> _Given instruction_
Look through the data below and return each line where "size" appears.

┄┄┄┄┄┄

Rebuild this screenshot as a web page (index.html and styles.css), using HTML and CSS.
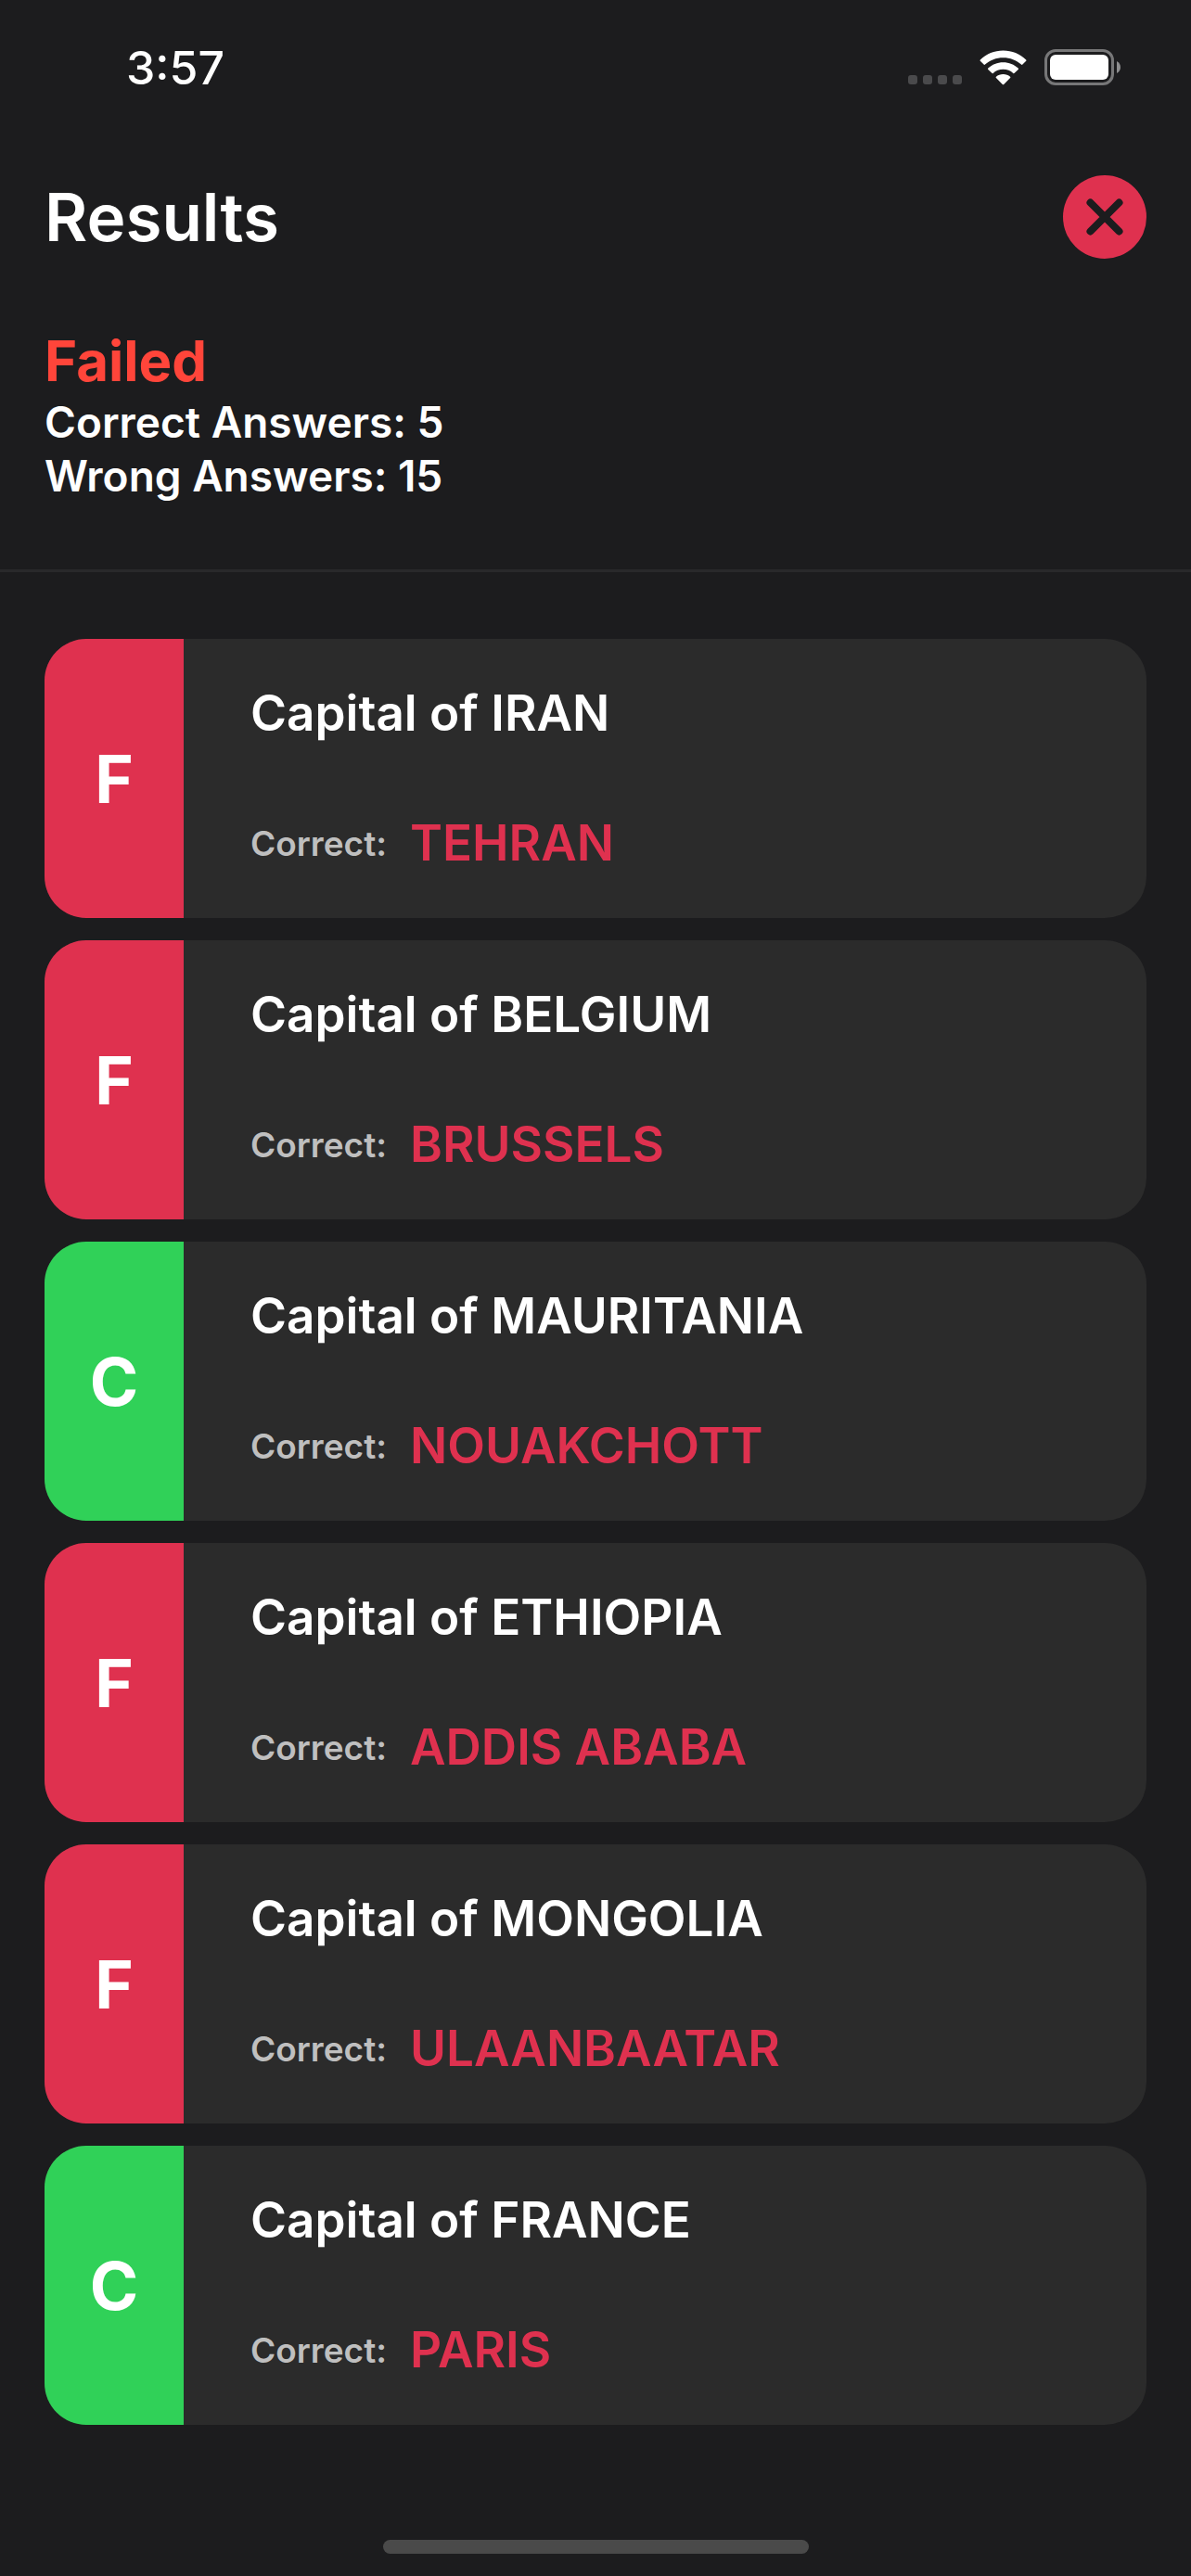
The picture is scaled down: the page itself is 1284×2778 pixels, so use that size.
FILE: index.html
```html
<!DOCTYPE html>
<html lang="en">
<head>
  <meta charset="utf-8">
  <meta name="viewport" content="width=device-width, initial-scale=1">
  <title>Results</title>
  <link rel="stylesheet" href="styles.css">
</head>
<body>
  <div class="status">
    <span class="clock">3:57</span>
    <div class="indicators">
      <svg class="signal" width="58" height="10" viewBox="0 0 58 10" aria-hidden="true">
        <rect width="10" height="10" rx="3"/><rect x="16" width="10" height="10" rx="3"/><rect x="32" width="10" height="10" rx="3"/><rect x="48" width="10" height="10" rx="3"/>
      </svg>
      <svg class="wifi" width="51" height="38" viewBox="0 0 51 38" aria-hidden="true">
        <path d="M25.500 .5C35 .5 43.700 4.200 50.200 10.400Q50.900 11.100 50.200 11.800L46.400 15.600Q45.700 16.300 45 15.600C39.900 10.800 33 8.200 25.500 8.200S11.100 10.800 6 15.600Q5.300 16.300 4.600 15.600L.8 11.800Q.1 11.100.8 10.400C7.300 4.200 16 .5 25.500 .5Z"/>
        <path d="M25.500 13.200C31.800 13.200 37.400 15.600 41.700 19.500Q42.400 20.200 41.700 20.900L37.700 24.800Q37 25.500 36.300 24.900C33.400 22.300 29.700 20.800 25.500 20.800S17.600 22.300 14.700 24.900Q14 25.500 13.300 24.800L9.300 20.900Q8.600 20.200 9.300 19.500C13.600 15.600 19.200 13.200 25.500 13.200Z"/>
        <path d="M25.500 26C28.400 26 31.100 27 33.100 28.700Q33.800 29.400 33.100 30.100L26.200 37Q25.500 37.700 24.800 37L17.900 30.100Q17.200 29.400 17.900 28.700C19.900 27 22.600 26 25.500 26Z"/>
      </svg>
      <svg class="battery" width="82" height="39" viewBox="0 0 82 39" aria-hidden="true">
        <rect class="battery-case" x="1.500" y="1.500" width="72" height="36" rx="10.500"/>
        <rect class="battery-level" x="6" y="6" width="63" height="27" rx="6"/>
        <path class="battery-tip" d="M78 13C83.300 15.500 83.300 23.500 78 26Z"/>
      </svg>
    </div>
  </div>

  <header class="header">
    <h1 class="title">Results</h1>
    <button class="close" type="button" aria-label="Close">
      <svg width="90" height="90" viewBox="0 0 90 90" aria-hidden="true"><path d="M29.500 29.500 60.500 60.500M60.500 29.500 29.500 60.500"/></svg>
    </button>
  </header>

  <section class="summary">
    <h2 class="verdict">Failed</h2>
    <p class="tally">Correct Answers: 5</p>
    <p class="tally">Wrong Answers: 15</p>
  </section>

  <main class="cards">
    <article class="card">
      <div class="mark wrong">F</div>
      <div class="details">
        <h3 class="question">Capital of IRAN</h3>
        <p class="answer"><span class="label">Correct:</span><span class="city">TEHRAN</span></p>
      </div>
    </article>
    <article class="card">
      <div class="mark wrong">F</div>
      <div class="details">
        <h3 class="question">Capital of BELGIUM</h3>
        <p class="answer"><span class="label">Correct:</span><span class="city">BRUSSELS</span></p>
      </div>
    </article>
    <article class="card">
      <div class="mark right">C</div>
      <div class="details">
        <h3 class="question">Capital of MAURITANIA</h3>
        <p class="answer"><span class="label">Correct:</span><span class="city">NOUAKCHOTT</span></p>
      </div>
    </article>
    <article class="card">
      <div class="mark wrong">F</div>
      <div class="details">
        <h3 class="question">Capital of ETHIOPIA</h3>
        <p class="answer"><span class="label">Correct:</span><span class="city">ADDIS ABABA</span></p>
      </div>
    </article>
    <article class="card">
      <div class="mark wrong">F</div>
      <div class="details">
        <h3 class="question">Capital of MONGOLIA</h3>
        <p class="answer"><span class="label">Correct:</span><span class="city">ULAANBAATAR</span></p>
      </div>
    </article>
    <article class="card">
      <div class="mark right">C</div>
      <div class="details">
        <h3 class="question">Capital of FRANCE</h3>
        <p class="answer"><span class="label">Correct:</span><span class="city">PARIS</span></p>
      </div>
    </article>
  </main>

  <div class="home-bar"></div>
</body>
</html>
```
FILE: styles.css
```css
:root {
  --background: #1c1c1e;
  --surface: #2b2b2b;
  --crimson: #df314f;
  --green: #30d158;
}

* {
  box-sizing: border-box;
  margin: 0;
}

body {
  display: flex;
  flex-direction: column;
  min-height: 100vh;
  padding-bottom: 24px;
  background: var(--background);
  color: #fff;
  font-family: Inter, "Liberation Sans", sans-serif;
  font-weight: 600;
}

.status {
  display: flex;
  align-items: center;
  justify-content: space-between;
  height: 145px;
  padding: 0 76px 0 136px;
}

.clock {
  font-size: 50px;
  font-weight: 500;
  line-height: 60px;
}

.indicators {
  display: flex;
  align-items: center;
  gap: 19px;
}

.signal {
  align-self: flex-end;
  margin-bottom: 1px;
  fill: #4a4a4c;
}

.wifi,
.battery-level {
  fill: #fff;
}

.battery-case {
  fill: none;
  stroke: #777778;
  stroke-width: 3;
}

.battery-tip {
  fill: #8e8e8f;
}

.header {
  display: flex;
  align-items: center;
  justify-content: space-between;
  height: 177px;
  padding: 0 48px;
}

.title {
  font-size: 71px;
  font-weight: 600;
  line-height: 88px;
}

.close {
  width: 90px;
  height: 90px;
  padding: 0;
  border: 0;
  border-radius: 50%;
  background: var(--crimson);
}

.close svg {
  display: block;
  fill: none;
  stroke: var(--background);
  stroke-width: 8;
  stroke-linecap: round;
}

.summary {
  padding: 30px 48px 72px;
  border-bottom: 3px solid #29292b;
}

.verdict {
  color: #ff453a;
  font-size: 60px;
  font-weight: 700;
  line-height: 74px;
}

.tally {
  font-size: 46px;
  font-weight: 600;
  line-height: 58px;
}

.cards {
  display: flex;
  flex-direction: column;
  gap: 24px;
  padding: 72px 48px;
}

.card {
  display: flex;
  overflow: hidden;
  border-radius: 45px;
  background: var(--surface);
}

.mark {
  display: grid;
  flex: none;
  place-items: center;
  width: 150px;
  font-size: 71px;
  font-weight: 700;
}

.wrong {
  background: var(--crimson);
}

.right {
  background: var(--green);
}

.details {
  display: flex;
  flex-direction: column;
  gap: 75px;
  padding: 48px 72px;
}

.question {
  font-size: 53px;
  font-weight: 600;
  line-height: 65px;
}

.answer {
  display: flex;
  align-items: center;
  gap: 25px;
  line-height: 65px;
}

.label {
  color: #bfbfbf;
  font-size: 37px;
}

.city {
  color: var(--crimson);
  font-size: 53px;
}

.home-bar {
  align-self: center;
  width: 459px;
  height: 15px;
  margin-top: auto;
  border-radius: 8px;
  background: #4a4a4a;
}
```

┄┄┄┄┄┄

> _Exercise solution_
The picture is scaled down: the page itself is 1284×2778 pixels, so use that size.
  font-size: 50px;
  font-size: 71px;
  font-size: 60px;
  font-size: 46px;
  font-size: 71px;
  font-size: 53px;
  font-size: 37px;
  font-size: 53px;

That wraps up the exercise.